Ford's films continued to make money — and lots of it, too. His second Tom Clancey film Clear and Present Danger (which played the Chinese in August 1994), was a hit, and people loved Harry as the president of the United States in Air Foce One (released in July 1997), with Gary Oldman. Even when he was playing a rotter, as in What Lies Beneath (released in July 2000), with Michelle Pfeiffer, people loved Harrison Ford.

That all began to change with Firewall (played the Chinese in February 2006), with Paul Bettany; the hi-tech thriller failed to ignite. Indiana Jone and the Kingdom of the Crystal Skull (released in May 2008), with Cate Blanchett, brought in the fans, but is far from satisfying. Cowboys & Aliens (released in July 2011), with Daniel Craig, has to mark the end of Ford's playing the lead in action films.

Acting his own age, Ford played Brooklyn Dodger manager Branch Rickey in 42 (which had its World Premiere at the Chinese in April 2013), with Chadwick Boseman as Jackie Robinson. Continuing his elder statesman mode, Ford went through Ender's Game (played the Chinese in November 2013), saying "He's the one" a lot; in The Expendables 3 (released in August 2014), with Sylvester Stallone, he got to fly his plane around.

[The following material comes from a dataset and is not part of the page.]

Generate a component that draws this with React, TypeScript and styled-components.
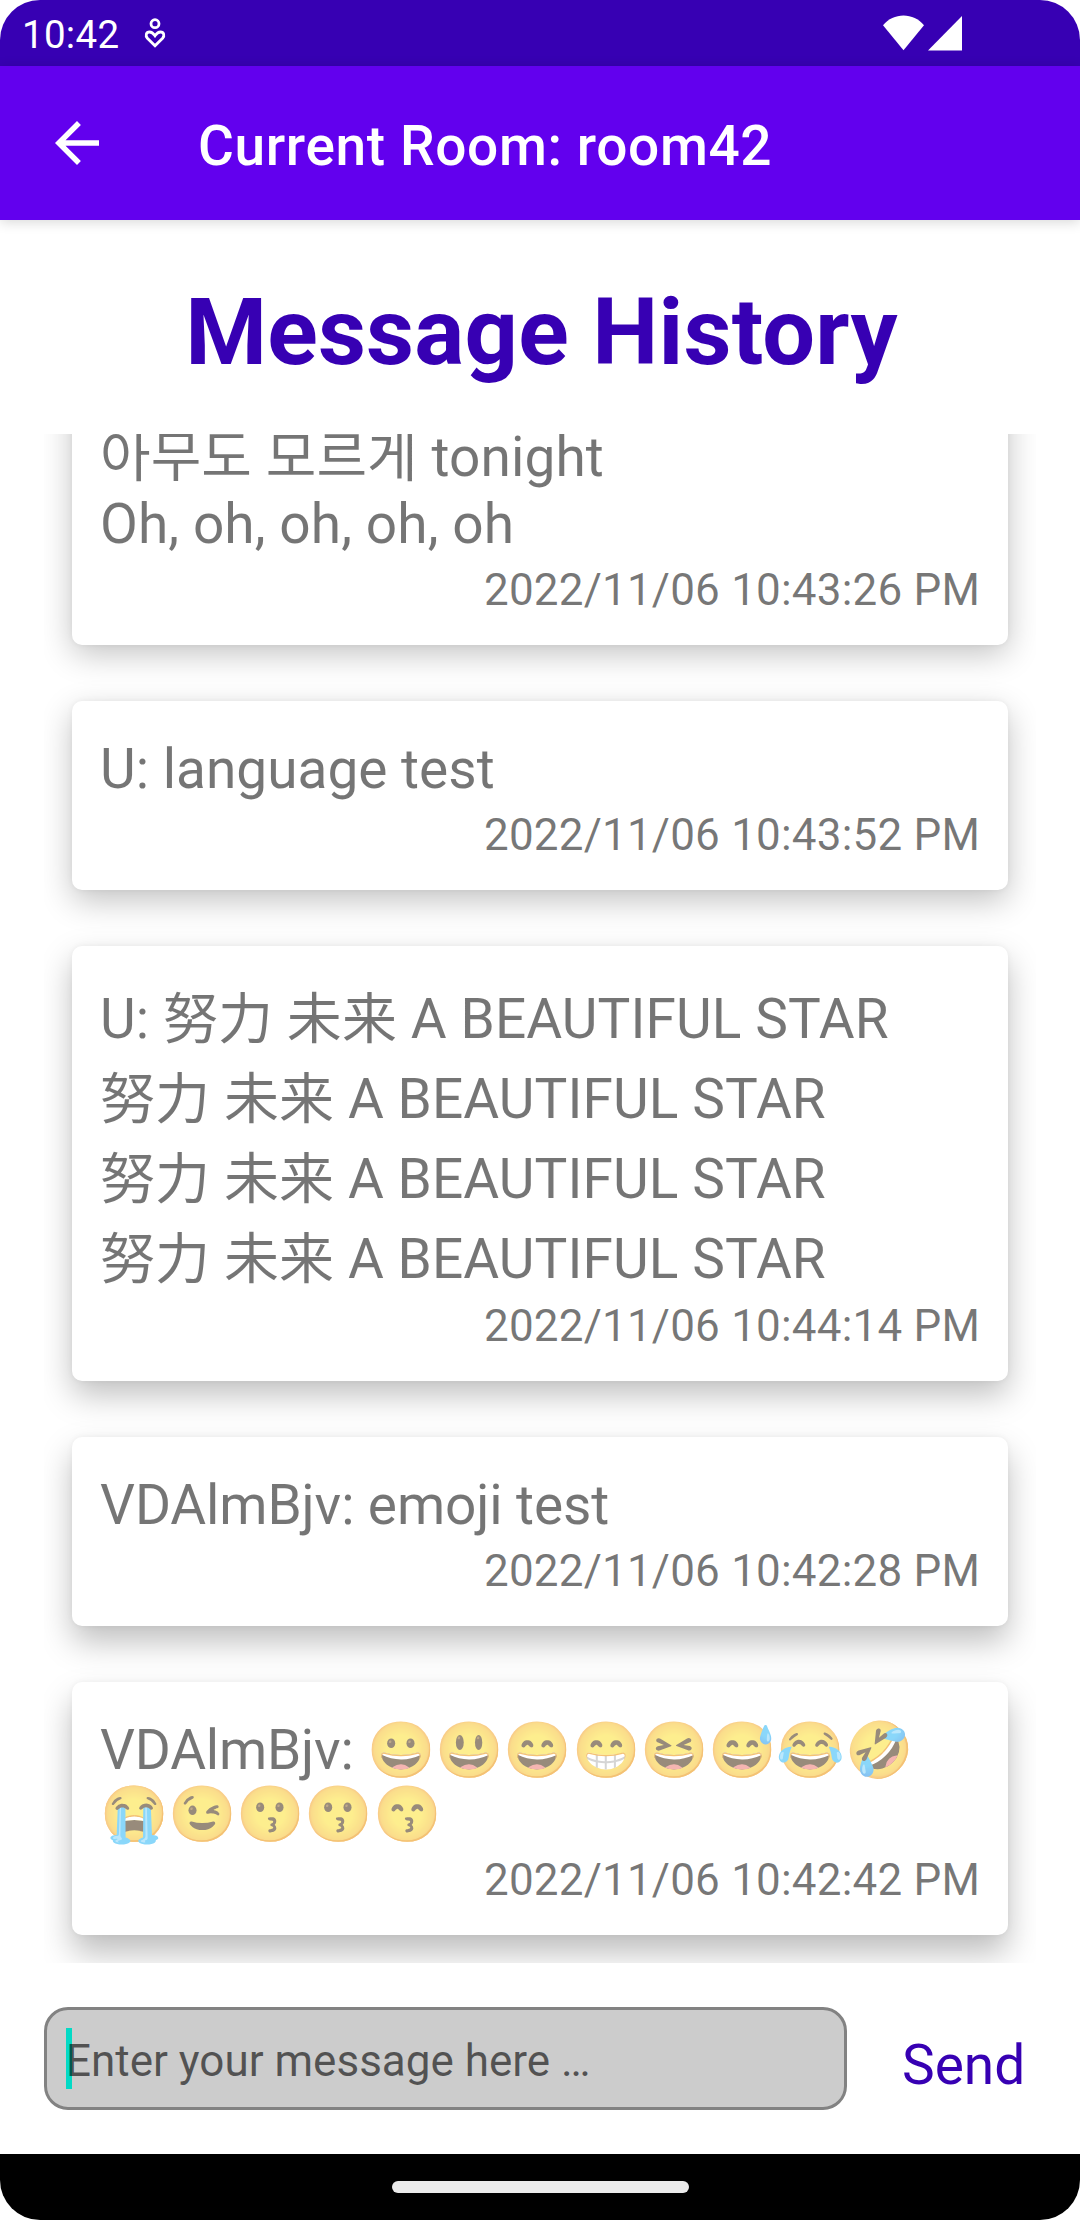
import React from 'react';
import styled, { createGlobalStyle } from 'styled-components';

const GlobalStyle = createGlobalStyle`
  * { box-sizing: border-box; }
  body { margin: 0; background: #fff; }
`;

const Screen = styled.div`
  width: 1080px;
  height: 2220px;
  display: flex;
  flex-direction: column;
  overflow: hidden;
  border-radius: 40px;
  background: #fff;
  font-family: Roboto, 'Noto Sans CJK KR', 'Noto Color Emoji', sans-serif;
`;

const StatusBar = styled.div`
  flex: none;
  height: 66px;
  padding: 0 118px 0 22px;
  display: flex;
  align-items: center;
  background: #3700b3;
  color: #fff;
`;

const Clock = styled.span`
  font-size: 38.5px;
  line-height: 46px;
  padding-top: 3px;
  letter-spacing: 0.3px;
`;

const StatusGlyph = styled.svg`
  flex: none;
  margin-left: 24px;
`;

const StatusIcons = styled.div`
  margin-left: auto;
  display: flex;
  gap: 4px;
`;

const AppBar = styled.header`
  flex: none;
  height: 154px;
  padding-left: 44px;
  display: flex;
  align-items: center;
  gap: 88px;
  background: #6200ee;
  color: #fff;
  box-shadow: 0 2px 12px rgba(0, 0, 0, 0.16);
`;

const AppTitle = styled.h1`
  margin: 0;
  padding-top: 6px;
  font-size: 55px;
  line-height: 64px;
  font-weight: 500;
  letter-spacing: 0.63px;
`;

const Heading = styled.h2`
  flex: none;
  height: 214px;
  margin: 0;
  padding: 57px 0 0 3px;
  text-align: center;
  font-size: 93.5px;
  line-height: 110px;
  font-weight: 700;
  letter-spacing: 0.2px;
  color: #3700b3;
`;

const MessageList = styled.main`
  flex: none;
  height: 1529px;
  margin: 0 44px;
  padding: 0 28px 28px;
  display: flex;
  flex-direction: column;
  justify-content: flex-end;
  gap: 56px;
  overflow: hidden;
`;

const Card = styled.article<{ $top: number; $drop: number; $shade: number }>`
  flex: none;
  padding: ${(p) => p.$top}px 28px 29px;
  border-radius: 10px;
  background: #fff;
  color: rgba(0, 0, 0, 0.54);
  box-shadow: 0 ${(p) => p.$drop}px 32px rgba(0, 0, 0, ${(p) => p.$shade}),
    0 0 6px rgba(0, 0, 0, 0.05);
`;

const Body = styled.p<{ $gap: number; $tracking: number }>`
  margin: 0 0 ${(p) => p.$gap}px;
  font-size: 55px;
  letter-spacing: ${(p) => p.$tracking}px;
`;

const Line = styled.span<{ $line: number }>`
  display: block;
  height: ${(p) => p.$line}px;
  line-height: ${(p) => p.$line}px;
  white-space: pre;
`;

const Stamp = styled.time`
  display: block;
  text-align: right;
  font-size: 44px;
  line-height: 52px;
  letter-spacing: 0.19px;
`;

const Composer = styled.footer`
  flex: 1;
  padding: 44px 0 44px 44px;
  display: flex;
  align-items: center;
`;

const Field = styled.div`
  width: 803px;
  height: 103px;
  padding-left: 19px;
  display: flex;
  align-items: center;
  border: 3px solid #828282;
  border-radius: 24px;
  background: #ccc;
`;

const Caret = styled.i`
  width: 6px;
  height: 61px;
  margin-right: -6px;
  background: #03dac5;
`;

const Placeholder = styled.span`
  padding-top: 4px;
  font-size: 44px;
  line-height: 52px;
  color: rgba(0, 0, 0, 0.6);
  z-index: 1;
`;

const SendButton = styled.button`
  margin: 0 0 0 55px;
  padding: 12px 0 0;
  border: 0;
  background: none;
  font: 400 55px/64px Roboto, sans-serif;
  color: #3700b3;
`;

const NavBar = styled.nav`
  flex: none;
  height: 66px;
  display: flex;
  align-items: center;
  justify-content: center;
  background: #000;
`;

const HomePill = styled.span`
  width: 297px;
  height: 12px;
  border-radius: 6px;
  background: #ebebeb;
`;

interface Message {
  lines: string[];
  time: string;
  line: number;
  top: number;
  gap: number;
  drop: number;
  shade: number;
  tracking: number;
}

const star = '努力 未来 A BEAUTIFUL STAR';

const messages: Message[] = [
  { lines: ['아무도 모르게 tonight', 'Oh, oh, oh, oh, oh'], time: '2022/11/06 10:43:26 PM', line: 67, top: 36, gap: 6, drop: 9, shade: 0.24, tracking: 0.08 },
  { lines: ['U: language test'], time: '2022/11/06 10:43:52 PM', line: 64, top: 36, gap: 8, drop: 11, shade: 0.24, tracking: 0 },
  { lines: ['U: ' + star, star, star, star], time: '2022/11/06 10:44:14 PM', line: 80, top: 33, gap: 1, drop: 14, shade: 0.25, tracking: 0.1 },
  { lines: ['VDAlmBjv: emoji test'], time: '2022/11/06 10:42:28 PM', line: 64, top: 36, gap: 8, drop: 16, shade: 0.25, tracking: -0.12 },
  { lines: ['VDAlmBjv: 😀😃😄😁😆😅😂🤣', '😭😉😗😗😙'], time: '2022/11/06 10:42:42 PM', line: 64, top: 36, gap: 8, drop: 18, shade: 0.26, tracking: -0.2 },
];

export default function App() {
  return (
    <>
      <GlobalStyle />
      <Screen>
        <StatusBar>
          <Clock>10:42</Clock>
          <StatusGlyph width="24" height="34" viewBox="0 0 24 34" fill="none" stroke="#fff" strokeWidth="2.8">
            <circle cx="12" cy="7.7" r="4" />
            <path d="M12 29.8 L4.4 22.2 C2.2 19.8 3 16 6.6 16 C9 16 10.4 17.6 12 19.8 C13.6 17.6 15 16 17.4 16 C21 16 21.8 19.8 19.6 22.2 Z" />
          </StatusGlyph>
          <StatusIcons>
            <svg width="41" height="36" viewBox="0 0 41 36" fill="#fff">
              <path d="M0 10.2 C5.4 4 12.6 0.6 20.5 0.6 C28.4 0.6 35.6 4 41 10.2 L20.5 35.2 Z" />
            </svg>
            <svg width="34" height="36" viewBox="0 0 34 36" fill="#fff">
              <path d="M34 1 V35.6 H0 Z" />
            </svg>
          </StatusIcons>
        </StatusBar>
        <AppBar>
          <svg width="66" height="66" viewBox="0 0 24 24" fill="#fff">
            <path d="M20 11H7.83l5.59-5.59L12 4l-8 8 8 8 1.41-1.41L7.83 13H20v-2z" />
          </svg>
          <AppTitle>Current Room: room42</AppTitle>
        </AppBar>
        <Heading>Message History</Heading>
        <MessageList>
          {messages.map((m) => (
            <Card key={m.time} $top={m.top} $drop={m.drop} $shade={m.shade}>
              <Body $gap={m.gap} $tracking={m.tracking}>
                {m.lines.map((text, i) => (
                  <Line key={i} $line={m.line}>{text}</Line>
                ))}
              </Body>
              <Stamp>{m.time}</Stamp>
            </Card>
          ))}
        </MessageList>
        <Composer>
          <Field>
            <Caret />
            <Placeholder>Enter your message here …</Placeholder>
          </Field>
          <SendButton>Send</SendButton>
        </Composer>
        <NavBar>
          <HomePill />
        </NavBar>
      </Screen>
    </>
  );
}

Star Wars: The Force Awakens (which played the Chinese in December 2015), not only practically killed him while filming it; he says adieu to Han Solo in the film. We will miss him. He did a cameo in Blade Runner 2049 (played the Chinese in October 2017), but the film might need as much time as the original film did to find acceptance.

Ford did a voice for The Secret Life of Pets 2 (released in June 2019), and gave a final tour as Han Solo in an uncredited cameo in Star Wars: Expisode IX - The Rise of Skywalker (which played the Chinese in December 2019). Ford starred as outdoorsman John Thornton in Call of the Wild (released in February 2020).

Finally doing some TV, Ford stars in the Yellowstone prequel 1923, with Helen Mirren, streaming on Paramount+ beginning in December 2022, and has a supporting role in Shrinking with Jason Segel, streaming on Apple+ beginning in January 2023. Ford dons his Indiana Jones hat once more in Indiana Jones and the Dial of Destiny (which played the Chinese in June, 2023).
Mann's Chinese Theatre, Hollywood, California. Harrison Ford Forecourt block. Executed by unknown. Thursday, June 4, 1992. 62 x 60 inches.
Mann's Chinese Theatre, Hollywood, California. Harrison Ford Forecourt ceremony, Thursday, June 4, 1992. Ford gives the cameras a look while signinng his name.